Es begegnet bereits im Ansatz Bedenken, wenn die Strafkammer davon ausgeht, es könne von dem durchschnittlichen Zahlungsverhalten der betroffenen 13 Systempartner im Zeitraum von Dezember 2007 bis 18. März 2008 auf das zeitlich vorgelagerte Zahlungsverhalten von August bis Dezember 2007 – sicher – rückgeschlossen werden. Die in dem Urteil tabellarisch erfassten Mietzinszahlungen im Zeitraum von Dezember 2007 bis 18. März 2008 belegen nämlich ein äußerst unregelmäßiges Zahlungsverhalten der Systempartner – teils wurden Mietzinsen mit erheblicher Verspätung, teils für ganze Monate gar nicht gezahlt.
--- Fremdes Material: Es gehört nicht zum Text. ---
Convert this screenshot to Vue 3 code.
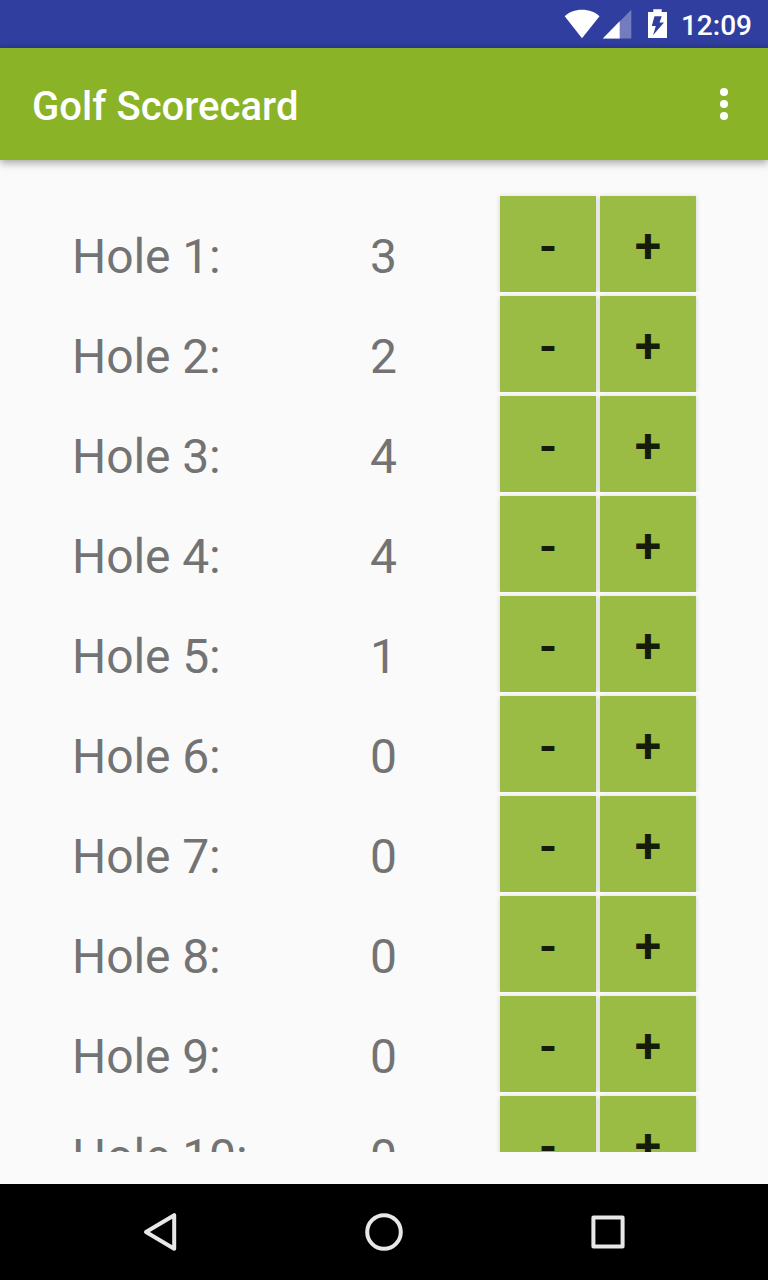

Zudem leidet die von dem Landgericht angestellte Berechnung der monatlich durchschnittlich erzielten Überschüsse bezüglich der D. 1 Ltd. & Co. KG und der D. 2 Ltd. & Co. KG an einem Fehler. Die Strafkammer hat für die Berechnung der durchschnittlich von den Systempartnern an die vorgenannten Gesellschaften geleisteten Mietzinszahlungen die Kontoeingänge von vier Monaten (Dezember 2007 sowie Januar bis März 2008) addiert. Wie eine rechnerische Nachverfolgung ergibt, wurde die sich hieraus jeweils ergebende Summe jedoch anschließend in beiden Fällen durch drei geteilt anstatt richtigerweise – der Anzahl der zugrunde gelegten Monate entsprechend – durch vier. Hierdurch ergeben sich zu hohe Durchschnittswerte bezüglich der monatlichen Mietzinseinnahmen, was auf die Berechnung der erzielten Überschüsse durchschlägt. Teilt man die Summe der auf den Konten eingegangenen Mietzinszahlungen richtigerweise durch vier und legt die sich hieraus ergebenden Werte der Berechnung zugrunde, ergibt sich für die D. 1 Ltd. & Co. KG nur noch ein monatlicher Überschuss von circa 90 Euro und für die D. 2 Ltd. & Co. KG sogar ein Defizit.
Schon aus diesem Grund ist auch das Vorliegen einer existenzgefährdenden Vermögensverfügung zu Lasten der GmbH als Grundlage der Verurteilung wegen Untreue nach § 266 Abs. 1 StGB nicht rechtsfehlerfrei belegt.